Speed vs quality

jasonleow • 22 Oct 2024 •
Maybe it’s not about choosing between shipping a fast but crappy product, versus shipping slow but quality stuff.
It’s about the market context.
If idea is same as and already validated by existing competitors, then sure, ship slow, build for quality, and slowly climb up in SEO and carve out your slice of the pie.
Time is your ally here.
If idea is unique, not yet validated by market yet, then ship fast, ship a lovable MVP, to decide if the idea has potential before you even commit too much time/effort into it.
Time is opportunity cost here.
In both, it’s about validating a business. The approach is just a tool to be used in different contexts.
You don’t have to go either/or between speed versus quality. Don’t get caught in dogma or false dichotomies.
Comments
Yeah agree, switching back and forth is the way. The challenge is knowing when.

It definitely depends on context and there’s usually confusion around the M in MVP. It’s not about having something to offer, fast. It’s about making the feature/service people are eager to have and pay for made available in a way they’d be willing to pay for it. Would additional features/polish increase sales or simply delay sales? Focus on what matters for the users.

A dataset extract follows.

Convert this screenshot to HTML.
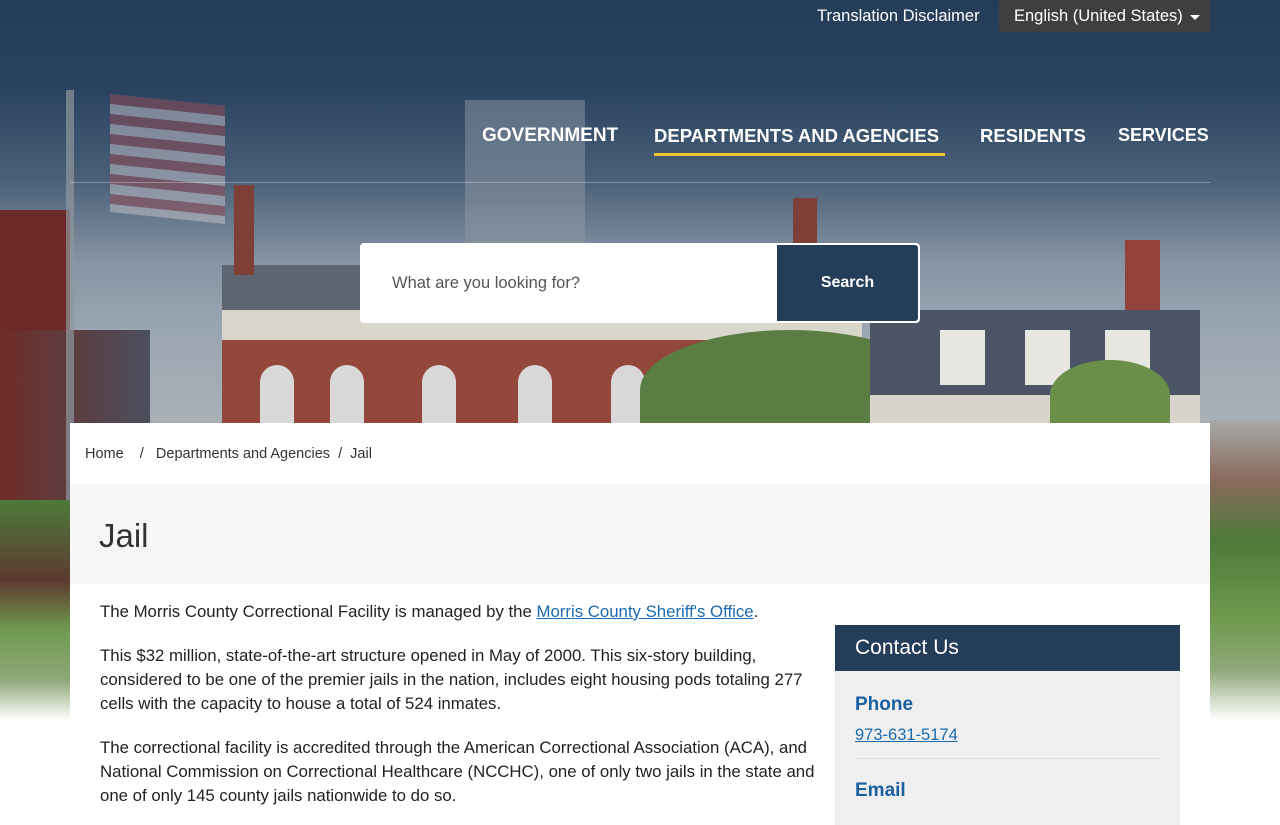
<!DOCTYPE html>
<html><head><meta charset="utf-8"><style>
*{margin:0;padding:0;box-sizing:border-box}
body{width:1280px;height:800px;overflow:hidden;position:relative;font-family:"Liberation Sans",sans-serif;background:#fff;color:#222}
.a{position:absolute}
#hero{left:0;top:0;width:1280px;height:720px;background:linear-gradient(#243d58 0px,#2a4360 90px,#4a6078 180px,#8593a3 260px,#9aa6b2 330px,#a8b0b6 420px);overflow:hidden}
.nav{top:125px;color:#fff;font-weight:bold;font-size:18.5px}
</style></head><body>
<div id="hero" class="a">
 <div class="a" style="left:0;top:210px;width:70px;height:420px;background:#6b2a25"></div>
 <div class="a" style="left:0;top:330px;width:150px;height:300px;background:linear-gradient(90deg,#6e2c26,#4b4f5e)"></div>
 <div class="a" style="left:66px;top:90px;width:8px;height:560px;background:#8e979f;opacity:.7"></div>
 <div class="a" style="left:110px;top:100px;width:115px;height:118px;background:repeating-linear-gradient(#9a4a56 0 10px,#c9c6cc 10px 20px);transform:skewY(6deg);opacity:.5"></div>
 <div class="a" style="left:465px;top:100px;width:120px;height:145px;background:#8d98a4;opacity:.5"></div>
 <div class="a" style="left:222px;top:265px;width:150px;height:50px;background:#5e6470"></div>
 <div class="a" style="left:234px;top:185px;width:20px;height:90px;background:#7e3f36"></div>
 <div class="a" style="left:793px;top:198px;width:24px;height:80px;background:#7e3f36"></div>
 <div class="a" style="left:222px;top:310px;width:640px;height:30px;background:#d9d6cc"></div>
 <div class="a" style="left:222px;top:340px;width:640px;height:90px;background:#93473a"></div>
 <div class="a" style="left:260px;top:365px;width:34px;height:60px;background:#d8d8d8;border-radius:17px 17px 0 0"></div>
 <div class="a" style="left:330px;top:365px;width:34px;height:60px;background:#d8d8d8;border-radius:17px 17px 0 0"></div>
 <div class="a" style="left:422px;top:365px;width:34px;height:60px;background:#d8d8d8;border-radius:17px 17px 0 0"></div>
 <div class="a" style="left:518px;top:365px;width:34px;height:60px;background:#d8d8d8;border-radius:17px 17px 0 0"></div>
 <div class="a" style="left:611px;top:365px;width:34px;height:60px;background:#d8d8d8;border-radius:17px 17px 0 0"></div>
 <div class="a" style="left:640px;top:330px;width:300px;height:120px;background:#5a7d44;border-radius:50% 50% 0 0"></div>
 <div class="a" style="left:1125px;top:240px;width:35px;height:100px;background:#93423a"></div>
 <div class="a" style="left:870px;top:310px;width:330px;height:90px;background:#4c5566"></div>
 <div class="a" style="left:870px;top:395px;width:330px;height:30px;background:#d8d4cc"></div>
 <div class="a" style="left:940px;top:330px;width:45px;height:55px;background:#e8e6e0"></div>
 <div class="a" style="left:1025px;top:330px;width:45px;height:55px;background:#e8e6e0"></div>
 <div class="a" style="left:1105px;top:330px;width:45px;height:55px;background:#e8e6e0"></div>
 <div class="a" style="left:1050px;top:360px;width:120px;height:70px;background:#6a8f48;border-radius:50% 50% 0 0"></div>
 <div class="a" style="left:1210px;top:420px;width:70px;height:300px;background:linear-gradient(#a7a9a8 0,#8a6a5c 60px,#4d7a3a 120px,#6f9a4e 200px,#8fa87a 250px,#ffffff 300px)"></div>
 <div class="a" style="left:0;top:500px;width:70px;height:220px;background:linear-gradient(#4d7a3a 0,#5d3a30 80px,#6f9a4e 130px,#8fa87a 180px,#ffffff 220px)"></div>
</div>

<div class="a" style="left:817px;top:7px;color:#fff;font-size:16.5px">Translation Disclaimer</div>
<div class="a" style="left:999px;top:0;width:211px;height:32px;background:#3f3f42;color:#fff;font-size:16.5px;padding:7px 0 0 15px">English (United States)
 <span class="a" style="left:191px;top:15px;width:0;height:0;border-left:5px solid transparent;border-right:5px solid transparent;border-top:5px solid #fff"></span></div>

<div class="a nav" style="left:482px;font-size:19px">GOVERNMENT</div>
<div class="a nav" style="left:654px">DEPARTMENTS AND AGENCIES</div>
<div class="a" style="left:654px;top:153px;width:291px;height:3px;background:#f0c330"></div>
<div class="a nav" style="left:980px">RESIDENTS</div>
<div class="a nav" style="left:1118px;font-size:18px">SERVICES</div>
<div class="a" style="left:70px;top:182px;width:1140px;height:1px;background:rgba(255,255,255,.3)"></div>

<div class="a" style="left:360px;top:243px;width:560px;height:80px;background:#fff;border-radius:4px"></div>
<div class="a" style="left:392px;top:274px;color:#555;font-size:16.5px">What are you looking for?</div>
<div class="a" style="left:777px;top:245px;width:141px;height:76px;background:#243d58;color:#fff;font-weight:bold;font-size:16px;text-align:center;line-height:76px;border-radius:0 3px 3px 0">Search</div>

<div class="a" style="left:70px;top:423px;width:1140px;height:400px;background:#fff"></div>
<div class="a" style="left:85px;top:446px;font-size:14.5px;color:#333">Home &nbsp;&nbsp; / &nbsp;&nbsp;Departments and Agencies &nbsp;/ &nbsp;Jail</div>
<div class="a" style="left:70px;top:484px;width:1140px;height:100px;background:#f7f7f7"></div>
<div class="a" style="left:99px;top:517px;font-size:33px;color:#333">Jail</div>

<div class="a" style="left:100px;top:600px;width:730px;font-size:16.8px;line-height:24px;color:#222">
<p>The Morris County Correctional Facility is managed by the <a style="color:#1a6bb0;text-decoration:underline">Morris County Sheriff's Office</a>.</p>
<p style="margin-top:20px">This $32 million, state-of-the-art structure opened in May of 2000. This six-story building,<br>considered to be one of the premier jails in the nation, includes eight housing pods totaling 277<br>cells with the capacity to house a total of 524 inmates.</p>
<p style="margin-top:20px">The correctional facility is accredited through the American Correctional Association (ACA), and<br>National Commission on Correctional Healthcare (NCCHC), one of only two jails in the state and<br>one of only 145 county jails nationwide to do so.</p>
</div>

<div class="a" style="left:835px;top:625px;width:345px;height:200px;background:#efefef"></div>
<div class="a" style="left:835px;top:625px;width:345px;height:46px;background:#243d58;color:#fff;font-size:21px;padding:11px 0 0 20px">Contact Us</div>
<div class="a" style="left:855px;top:694px;color:#1a5fa0;font-weight:bold;font-size:19px">Phone</div>
<div class="a" style="left:855px;top:726px;color:#1a6bb0;font-size:16.5px;text-decoration:underline">973-631-5174</div>
<div class="a" style="left:855px;top:758px;width:305px;height:1px;background:#ddd"></div>
<div class="a" style="left:855px;top:780px;color:#1a5fa0;font-weight:bold;font-size:19px">Email</div>
</body></html>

@haideralmosawi Some people believe functionality is not even part of the MVP. “Just put up a website and see if people click the Buy button.” 🤔

@Winkletter That’s true! But I would consider that only validating demand, not the actual “product” people are paying for. Once you deliver the product/service people pressed the Buy button for, what’s their experience like? Are they happy with its current version AS the current version (they might suggest future improvements or wait for features to improve, but they’re still willing to pay for what’s available because it offers functionality/a solution other products/services don’t).
@haideralmosawi Oh nice, love that diagram! I love this other one too:


@jasonleow I like that one, too!
This reminds me of the problem space series I was doing. On one end you have reasons to produce quantity, and on the other end you have reasons to produce better quality. Both take effort and are in conflict, so you usually have to optimize for one or the other. You can neglect both equally (low effort), focus on one or the other, or switch back and forth (medium effort) or optimize for both (high effort.) The switching back and forth seems like a good strategy when you want to validate a product before doubling down on the winning bet. Like you said, though, it depends on your context.